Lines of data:
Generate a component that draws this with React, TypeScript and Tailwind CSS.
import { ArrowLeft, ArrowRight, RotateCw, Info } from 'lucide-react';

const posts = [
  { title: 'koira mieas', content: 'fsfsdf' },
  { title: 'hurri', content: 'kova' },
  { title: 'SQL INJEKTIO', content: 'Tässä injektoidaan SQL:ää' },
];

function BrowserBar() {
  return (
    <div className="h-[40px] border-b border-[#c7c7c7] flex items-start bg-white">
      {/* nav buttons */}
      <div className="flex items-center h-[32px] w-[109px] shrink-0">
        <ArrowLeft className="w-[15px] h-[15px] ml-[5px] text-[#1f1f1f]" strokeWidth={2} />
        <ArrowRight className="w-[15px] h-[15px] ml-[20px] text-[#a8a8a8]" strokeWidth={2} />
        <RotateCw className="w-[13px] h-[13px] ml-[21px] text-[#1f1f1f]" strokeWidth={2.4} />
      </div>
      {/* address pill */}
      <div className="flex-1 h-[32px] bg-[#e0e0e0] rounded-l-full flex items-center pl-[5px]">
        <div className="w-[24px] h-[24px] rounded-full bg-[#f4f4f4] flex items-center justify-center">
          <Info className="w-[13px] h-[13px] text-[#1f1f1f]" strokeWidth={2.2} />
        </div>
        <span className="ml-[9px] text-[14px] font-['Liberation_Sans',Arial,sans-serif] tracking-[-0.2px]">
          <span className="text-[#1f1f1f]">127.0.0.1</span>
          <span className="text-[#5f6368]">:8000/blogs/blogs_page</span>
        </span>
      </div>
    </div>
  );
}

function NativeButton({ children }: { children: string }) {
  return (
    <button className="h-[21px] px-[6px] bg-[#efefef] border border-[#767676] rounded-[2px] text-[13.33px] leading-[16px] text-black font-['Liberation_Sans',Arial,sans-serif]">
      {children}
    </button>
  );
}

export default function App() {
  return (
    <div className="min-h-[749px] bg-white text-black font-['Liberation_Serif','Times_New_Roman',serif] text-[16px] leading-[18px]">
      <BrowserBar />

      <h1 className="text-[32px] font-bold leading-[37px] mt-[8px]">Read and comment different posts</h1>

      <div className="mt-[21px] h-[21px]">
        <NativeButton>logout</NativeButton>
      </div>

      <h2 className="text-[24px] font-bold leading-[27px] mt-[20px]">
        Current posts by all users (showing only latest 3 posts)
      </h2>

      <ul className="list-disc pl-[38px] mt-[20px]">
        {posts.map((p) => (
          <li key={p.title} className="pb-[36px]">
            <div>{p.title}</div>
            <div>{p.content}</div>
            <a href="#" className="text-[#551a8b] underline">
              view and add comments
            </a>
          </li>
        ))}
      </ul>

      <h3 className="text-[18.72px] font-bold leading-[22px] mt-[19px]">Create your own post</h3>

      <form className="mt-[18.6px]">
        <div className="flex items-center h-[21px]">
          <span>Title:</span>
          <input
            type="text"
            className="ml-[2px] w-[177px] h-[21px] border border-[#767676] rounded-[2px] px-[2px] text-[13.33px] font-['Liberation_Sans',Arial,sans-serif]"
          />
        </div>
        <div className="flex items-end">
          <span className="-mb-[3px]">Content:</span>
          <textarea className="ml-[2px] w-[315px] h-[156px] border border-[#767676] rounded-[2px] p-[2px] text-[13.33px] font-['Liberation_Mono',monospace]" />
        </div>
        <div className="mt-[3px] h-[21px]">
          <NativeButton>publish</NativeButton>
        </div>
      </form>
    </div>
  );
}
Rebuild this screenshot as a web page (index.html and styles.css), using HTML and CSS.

### SET EXERCISE
Without leaving anything out, quote all the data.

### THE SOLUTION
Generate a component that draws this with React, TypeScript and Tailwind CSS.
import { ArrowLeft, ArrowRight, RotateCw, Info } from 'lucide-react';

const posts = [
  { title: 'koira mieas', content: 'fsfsdf' },
  { title: 'hurri', content: 'kova' },
  { title: 'SQL INJEKTIO', content: 'Tässä injektoidaan SQL:ää' },
];

function BrowserBar() {
  return (
    <div className="h-[40px] border-b border-[#c7c7c7] flex items-start bg-white">
      {/* nav buttons */}
      <div className="flex items-center h-[32px] w-[109px] shrink-0">
        <ArrowLeft className="w-[15px] h-[15px] ml-[5px] text-[#1f1f1f]" strokeWidth={2} />
        <ArrowRight className="w-[15px] h-[15px] ml-[20px] text-[#a8a8a8]" strokeWidth={2} />
        <RotateCw className="w-[13px] h-[13px] ml-[21px] text-[#1f1f1f]" strokeWidth={2.4} />
      </div>
      {/* address pill */}
      <div className="flex-1 h-[32px] bg-[#e0e0e0] rounded-l-full flex items-center pl-[5px]">
        <div className="w-[24px] h-[24px] rounded-full bg-[#f4f4f4] flex items-center justify-center">
          <Info className="w-[13px] h-[13px] text-[#1f1f1f]" strokeWidth={2.2} />
        </div>
        <span className="ml-[9px] text-[14px] font-['Liberation_Sans',Arial,sans-serif] tracking-[-0.2px]">
          <span className="text-[#1f1f1f]">127.0.0.1</span>
          <span className="text-[#5f6368]">:8000/blogs/blogs_page</span>
        </span>
      </div>
    </div>
  );
}

function NativeButton({ children }: { children: string }) {
  return (
    <button className="h-[21px] px-[6px] bg-[#efefef] border border-[#767676] rounded-[2px] text-[13.33px] leading-[16px] text-black font-['Liberation_Sans',Arial,sans-serif]">
      {children}
    </button>
  );
}

export default function App() {
  return (
    <div className="min-h-[749px] bg-white text-black font-['Liberation_Serif','Times_New_Roman',serif] text-[16px] leading-[18px]">
      <BrowserBar />

      <h1 className="text-[32px] font-bold leading-[37px] mt-[8px]">Read and comment different posts</h1>

      <div className="mt-[21px] h-[21px]">
        <NativeButton>logout</NativeButton>
      </div>

      <h2 className="text-[24px] font-bold leading-[27px] mt-[20px]">
        Current posts by all users (showing only latest 3 posts)
      </h2>

      <ul className="list-disc pl-[38px] mt-[20px]">
        {posts.map((p) => (
          <li key={p.title} className="pb-[36px]">
            <div>{p.title}</div>
            <div>{p.content}</div>
            <a href="#" className="text-[#551a8b] underline">
              view and add comments
            </a>
          </li>
        ))}
      </ul>

      <h3 className="text-[18.72px] font-bold leading-[22px] mt-[19px]">Create your own post</h3>

      <form className="mt-[18.6px]">
        <div className="flex items-center h-[21px]">
          <span>Title:</span>
          <input
            type="text"
            className="ml-[2px] w-[177px] h-[21px] border border-[#767676] rounded-[2px] px-[2px] text-[13.33px] font-['Liberation_Sans',Arial,sans-serif]"
          />
        </div>
        <div className="flex items-end">
          <span className="-mb-[3px]">Content:</span>
          <textarea className="ml-[2px] w-[315px] h-[156px] border border-[#767676] rounded-[2px] p-[2px] text-[13.33px] font-['Liberation_Mono',monospace]" />
        </div>
        <div className="mt-[3px] h-[21px]">
          <NativeButton>publish</NativeButton>
        </div>
      </form>
    </div>
  );
}
Rebuild this screenshot as a web page (index.html and styles.css), using HTML and CSS.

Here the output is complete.